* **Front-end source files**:
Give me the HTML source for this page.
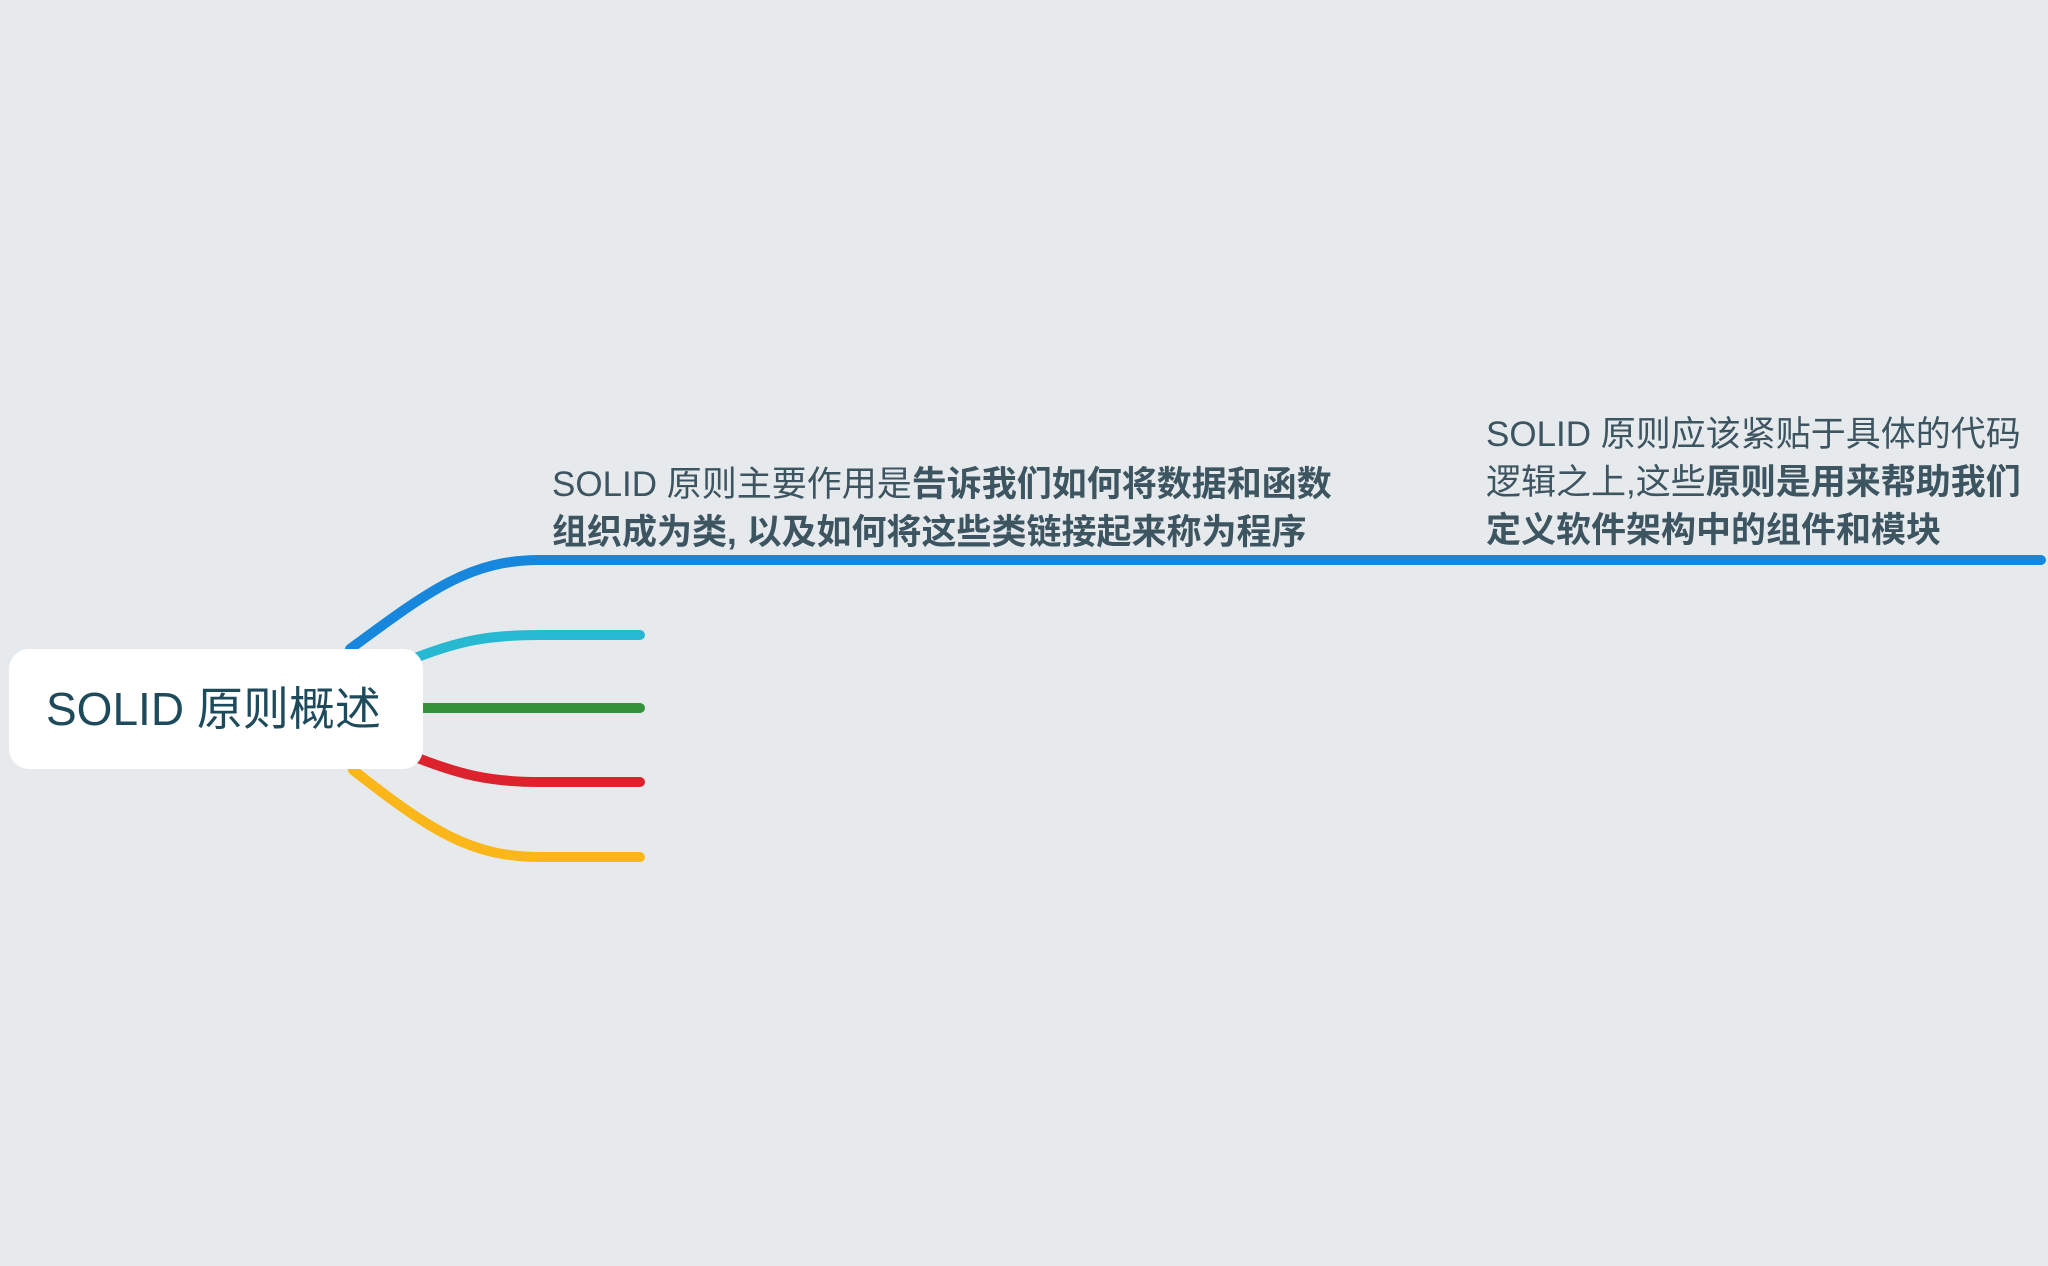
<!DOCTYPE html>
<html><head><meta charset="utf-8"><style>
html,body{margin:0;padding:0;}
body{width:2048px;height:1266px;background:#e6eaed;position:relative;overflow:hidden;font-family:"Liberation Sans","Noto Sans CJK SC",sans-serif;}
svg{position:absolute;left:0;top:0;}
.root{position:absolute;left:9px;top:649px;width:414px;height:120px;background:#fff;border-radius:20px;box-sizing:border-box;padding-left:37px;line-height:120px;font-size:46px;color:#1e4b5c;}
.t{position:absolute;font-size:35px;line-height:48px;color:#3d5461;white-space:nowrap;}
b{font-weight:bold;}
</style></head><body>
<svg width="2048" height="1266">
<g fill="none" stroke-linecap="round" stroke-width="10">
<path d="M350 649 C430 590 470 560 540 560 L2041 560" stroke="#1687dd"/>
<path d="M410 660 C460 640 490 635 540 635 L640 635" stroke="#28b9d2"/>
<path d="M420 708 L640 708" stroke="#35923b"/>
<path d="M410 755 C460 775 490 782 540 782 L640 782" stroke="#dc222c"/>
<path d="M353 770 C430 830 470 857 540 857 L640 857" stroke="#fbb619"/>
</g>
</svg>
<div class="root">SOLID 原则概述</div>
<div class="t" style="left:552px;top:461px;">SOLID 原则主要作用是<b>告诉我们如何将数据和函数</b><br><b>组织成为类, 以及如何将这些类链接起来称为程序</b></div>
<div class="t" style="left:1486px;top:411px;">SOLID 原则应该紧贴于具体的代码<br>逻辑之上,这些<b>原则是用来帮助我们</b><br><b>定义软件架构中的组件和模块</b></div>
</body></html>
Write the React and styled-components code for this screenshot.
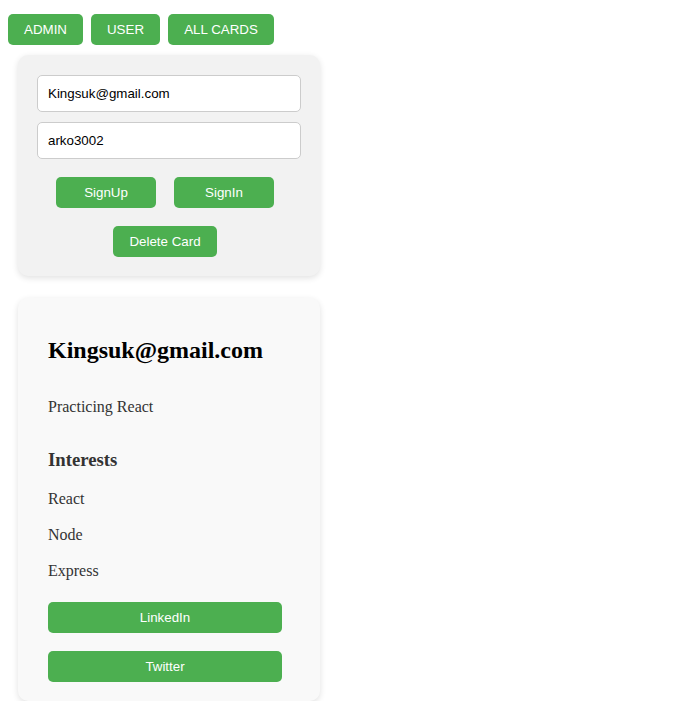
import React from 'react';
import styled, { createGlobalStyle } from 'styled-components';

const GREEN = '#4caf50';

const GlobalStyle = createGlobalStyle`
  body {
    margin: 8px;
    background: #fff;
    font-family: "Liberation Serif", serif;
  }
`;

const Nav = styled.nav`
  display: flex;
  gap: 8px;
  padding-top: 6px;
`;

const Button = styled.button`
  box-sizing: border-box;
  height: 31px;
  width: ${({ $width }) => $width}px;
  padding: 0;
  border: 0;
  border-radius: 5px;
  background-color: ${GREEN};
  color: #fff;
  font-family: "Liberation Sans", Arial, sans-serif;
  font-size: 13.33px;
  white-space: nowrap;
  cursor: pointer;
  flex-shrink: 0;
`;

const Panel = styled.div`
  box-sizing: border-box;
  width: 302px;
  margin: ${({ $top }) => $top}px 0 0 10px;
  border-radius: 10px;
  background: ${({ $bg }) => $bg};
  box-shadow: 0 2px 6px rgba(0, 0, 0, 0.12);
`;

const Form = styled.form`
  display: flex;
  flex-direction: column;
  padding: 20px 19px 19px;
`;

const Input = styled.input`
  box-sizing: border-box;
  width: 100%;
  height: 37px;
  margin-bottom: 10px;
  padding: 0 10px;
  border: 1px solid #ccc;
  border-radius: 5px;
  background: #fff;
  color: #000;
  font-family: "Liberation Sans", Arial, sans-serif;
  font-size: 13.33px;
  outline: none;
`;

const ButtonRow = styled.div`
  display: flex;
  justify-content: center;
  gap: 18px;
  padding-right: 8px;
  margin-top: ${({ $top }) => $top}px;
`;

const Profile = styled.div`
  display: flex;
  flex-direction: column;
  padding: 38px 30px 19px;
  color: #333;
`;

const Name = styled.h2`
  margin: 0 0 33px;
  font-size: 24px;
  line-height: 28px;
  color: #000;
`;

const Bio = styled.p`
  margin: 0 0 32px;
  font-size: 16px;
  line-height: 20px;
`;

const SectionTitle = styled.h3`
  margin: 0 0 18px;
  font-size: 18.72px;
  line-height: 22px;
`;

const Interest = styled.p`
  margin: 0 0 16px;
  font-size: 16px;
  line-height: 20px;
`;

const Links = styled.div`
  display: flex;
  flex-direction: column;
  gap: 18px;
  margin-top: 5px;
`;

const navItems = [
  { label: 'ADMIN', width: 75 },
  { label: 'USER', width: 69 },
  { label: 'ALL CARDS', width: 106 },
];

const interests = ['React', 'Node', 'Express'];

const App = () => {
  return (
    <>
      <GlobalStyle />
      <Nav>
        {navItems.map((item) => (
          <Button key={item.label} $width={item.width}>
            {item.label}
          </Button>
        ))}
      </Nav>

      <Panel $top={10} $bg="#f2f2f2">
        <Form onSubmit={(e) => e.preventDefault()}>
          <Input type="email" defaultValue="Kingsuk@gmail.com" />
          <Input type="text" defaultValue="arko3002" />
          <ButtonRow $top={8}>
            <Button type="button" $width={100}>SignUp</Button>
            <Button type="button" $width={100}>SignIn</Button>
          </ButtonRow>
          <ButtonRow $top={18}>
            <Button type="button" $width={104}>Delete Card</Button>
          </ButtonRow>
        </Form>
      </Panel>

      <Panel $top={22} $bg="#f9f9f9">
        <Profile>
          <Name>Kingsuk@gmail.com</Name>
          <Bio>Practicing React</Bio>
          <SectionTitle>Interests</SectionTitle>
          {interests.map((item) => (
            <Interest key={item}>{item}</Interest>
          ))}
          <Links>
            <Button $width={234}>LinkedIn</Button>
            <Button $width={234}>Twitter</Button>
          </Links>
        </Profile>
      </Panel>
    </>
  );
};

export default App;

* **Exercise task**:
Write the records out again in full, exactly, and skip every picture.

* **Task answer**:
Give me the HTML source for this page.
<!DOCTYPE html>
<html><head><meta charset="utf-8"><style>
html,body{margin:0;padding:0;}
body{width:2048px;height:1266px;background:#e6eaed;position:relative;overflow:hidden;font-family:"Liberation Sans","Noto Sans CJK SC",sans-serif;}
svg{position:absolute;left:0;top:0;}
.root{position:absolute;left:9px;top:649px;width:414px;height:120px;background:#fff;border-radius:20px;box-sizing:border-box;padding-left:37px;line-height:120px;font-size:46px;color:#1e4b5c;}
.t{position:absolute;font-size:35px;line-height:48px;color:#3d5461;white-space:nowrap;}
b{font-weight:bold;}
</style></head><body>
<svg width="2048" height="1266">
<g fill="none" stroke-linecap="round" stroke-width="10">
<path d="M350 649 C430 590 470 560 540 560 L2041 560" stroke="#1687dd"/>
<path d="M410 660 C460 640 490 635 540 635 L640 635" stroke="#28b9d2"/>
<path d="M420 708 L640 708" stroke="#35923b"/>
<path d="M410 755 C460 775 490 782 540 782 L640 782" stroke="#dc222c"/>
<path d="M353 770 C430 830 470 857 540 857 L640 857" stroke="#fbb619"/>
</g>
</svg>
<div class="root">SOLID 原则概述</div>
<div class="t" style="left:552px;top:461px;">SOLID 原则主要作用是<b>告诉我们如何将数据和函数</b><br><b>组织成为类, 以及如何将这些类链接起来称为程序</b></div>
<div class="t" style="left:1486px;top:411px;">SOLID 原则应该紧贴于具体的代码<br>逻辑之上,这些<b>原则是用来帮助我们</b><br><b>定义软件架构中的组件和模块</b></div>
</body></html>
Write the React and styled-components code for this screenshot.
import React from 'react';
import styled, { createGlobalStyle } from 'styled-components';

const GREEN = '#4caf50';

const GlobalStyle = createGlobalStyle`
  body {
    margin: 8px;
    background: #fff;
    font-family: "Liberation Serif", serif;
  }
`;

const Nav = styled.nav`
  display: flex;
  gap: 8px;
  padding-top: 6px;
`;

const Button = styled.button`
  box-sizing: border-box;
  height: 31px;
  width: ${({ $width }) => $width}px;
  padding: 0;
  border: 0;
  border-radius: 5px;
  background-color: ${GREEN};
  color: #fff;
  font-family: "Liberation Sans", Arial, sans-serif;
  font-size: 13.33px;
  white-space: nowrap;
  cursor: pointer;
  flex-shrink: 0;
`;

const Panel = styled.div`
  box-sizing: border-box;
  width: 302px;
  margin: ${({ $top }) => $top}px 0 0 10px;
  border-radius: 10px;
  background: ${({ $bg }) => $bg};
  box-shadow: 0 2px 6px rgba(0, 0, 0, 0.12);
`;

const Form = styled.form`
  display: flex;
  flex-direction: column;
  padding: 20px 19px 19px;
`;

const Input = styled.input`
  box-sizing: border-box;
  width: 100%;
  height: 37px;
  margin-bottom: 10px;
  padding: 0 10px;
  border: 1px solid #ccc;
  border-radius: 5px;
  background: #fff;
  color: #000;
  font-family: "Liberation Sans", Arial, sans-serif;
  font-size: 13.33px;
  outline: none;
`;

const ButtonRow = styled.div`
  display: flex;
  justify-content: center;
  gap: 18px;
  padding-right: 8px;
  margin-top: ${({ $top }) => $top}px;
`;

const Profile = styled.div`
  display: flex;
  flex-direction: column;
  padding: 38px 30px 19px;
  color: #333;
`;

const Name = styled.h2`
  margin: 0 0 33px;
  font-size: 24px;
  line-height: 28px;
  color: #000;
`;

const Bio = styled.p`
  margin: 0 0 32px;
  font-size: 16px;
  line-height: 20px;
`;

const SectionTitle = styled.h3`
  margin: 0 0 18px;
  font-size: 18.72px;
  line-height: 22px;
`;

const Interest = styled.p`
  margin: 0 0 16px;
  font-size: 16px;
  line-height: 20px;
`;

const Links = styled.div`
  display: flex;
  flex-direction: column;
  gap: 18px;
  margin-top: 5px;
`;

const navItems = [
  { label: 'ADMIN', width: 75 },
  { label: 'USER', width: 69 },
  { label: 'ALL CARDS', width: 106 },
];

const interests = ['React', 'Node', 'Express'];

const App = () => {
  return (
    <>
      <GlobalStyle />
      <Nav>
        {navItems.map((item) => (
          <Button key={item.label} $width={item.width}>
            {item.label}
          </Button>
        ))}
      </Nav>

      <Panel $top={10} $bg="#f2f2f2">
        <Form onSubmit={(e) => e.preventDefault()}>
          <Input type="email" defaultValue="Kingsuk@gmail.com" />
          <Input type="text" defaultValue="arko3002" />
          <ButtonRow $top={8}>
            <Button type="button" $width={100}>SignUp</Button>
            <Button type="button" $width={100}>SignIn</Button>
          </ButtonRow>
          <ButtonRow $top={18}>
            <Button type="button" $width={104}>Delete Card</Button>
          </ButtonRow>
        </Form>
      </Panel>

      <Panel $top={22} $bg="#f9f9f9">
        <Profile>
          <Name>Kingsuk@gmail.com</Name>
          <Bio>Practicing React</Bio>
          <SectionTitle>Interests</SectionTitle>
          {interests.map((item) => (
            <Interest key={item}>{item}</Interest>
          ))}
          <Links>
            <Button $width={234}>LinkedIn</Button>
            <Button $width={234}>Twitter</Button>
          </Links>
        </Profile>
      </Panel>
    </>
  );
};

export default App;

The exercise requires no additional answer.